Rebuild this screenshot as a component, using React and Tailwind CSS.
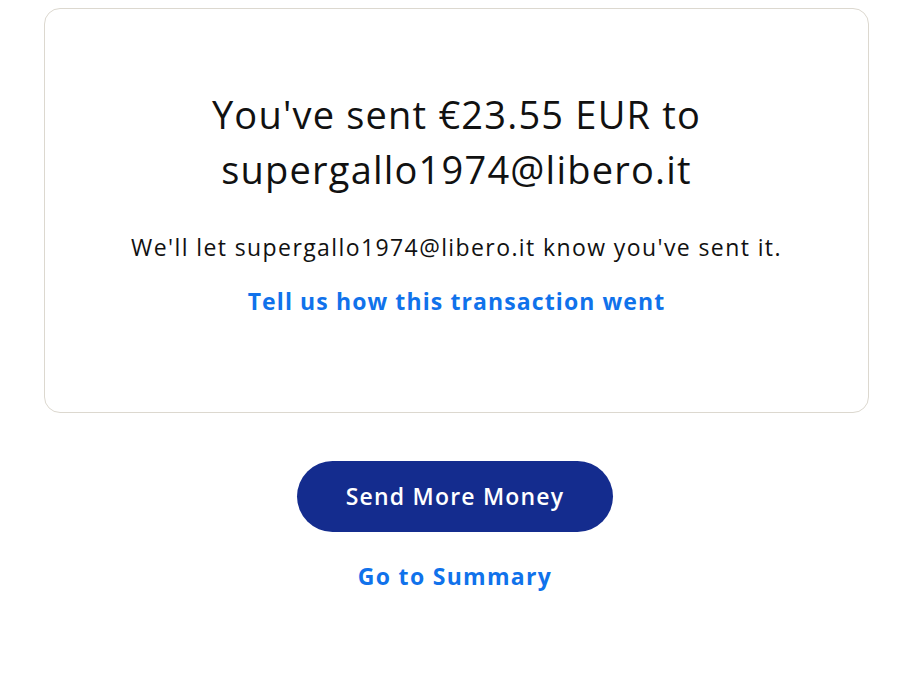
export default function App() {
  return (
    <div className="min-h-screen bg-white px-11 pt-2 font-['Open_Sans','Noto_Sans',sans-serif]">
      <div className="mx-auto w-[825px] rounded-2xl border border-[#dcd8cf] bg-white px-8 pt-[78px] pb-[95px] text-center">
        <h1 className="mx-auto max-w-[600px] text-[38px] leading-[55px] tracking-[1.2px] text-[#111111]">
          You've sent €23.55 EUR to supergallo1974@libero.it
        </h1>
        <p className="mt-[34px] text-[23px] leading-8 tracking-[1.4px] text-[#111111]">
          We'll let supergallo1974@libero.it know you've sent it.
        </p>
        <a href="#" className="mt-[22px] inline-block text-[23px] font-bold leading-8 tracking-[1.1px] text-[#1072eb]">
          Tell us how this transaction went
        </a>
      </div>

      <div className="mt-12 flex flex-col items-center">
        <button className="h-[71px] w-[316px] rounded-full bg-[#142c8e] text-[23px] font-semibold tracking-[1.2px] text-white">
          Send More Money
        </button>
        <a href="#" className="mt-[28px] text-[23px] font-bold leading-8 tracking-[1.3px] text-[#1072eb]">
          Go to Summary
        </a>
      </div>
    </div>
  );
}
====
To be done: Make an exact copy of all the material, but keep the pictures out of it.

Output of the task:
Rebuild this screenshot as a component, using React and Tailwind CSS.
export default function App() {
  return (
    <div className="min-h-screen bg-white px-11 pt-2 font-['Open_Sans','Noto_Sans',sans-serif]">
      <div className="mx-auto w-[825px] rounded-2xl border border-[#dcd8cf] bg-white px-8 pt-[78px] pb-[95px] text-center">
        <h1 className="mx-auto max-w-[600px] text-[38px] leading-[55px] tracking-[1.2px] text-[#111111]">
          You've sent €23.55 EUR to supergallo1974@libero.it
        </h1>
        <p className="mt-[34px] text-[23px] leading-8 tracking-[1.4px] text-[#111111]">
          We'll let supergallo1974@libero.it know you've sent it.
        </p>
        <a href="#" className="mt-[22px] inline-block text-[23px] font-bold leading-8 tracking-[1.1px] text-[#1072eb]">
          Tell us how this transaction went
        </a>
      </div>

      <div className="mt-12 flex flex-col items-center">
        <button className="h-[71px] w-[316px] rounded-full bg-[#142c8e] text-[23px] font-semibold tracking-[1.2px] text-white">
          Send More Money
        </button>
        <a href="#" className="mt-[28px] text-[23px] font-bold leading-8 tracking-[1.3px] text-[#1072eb]">
          Go to Summary
        </a>
      </div>
    </div>
  );
}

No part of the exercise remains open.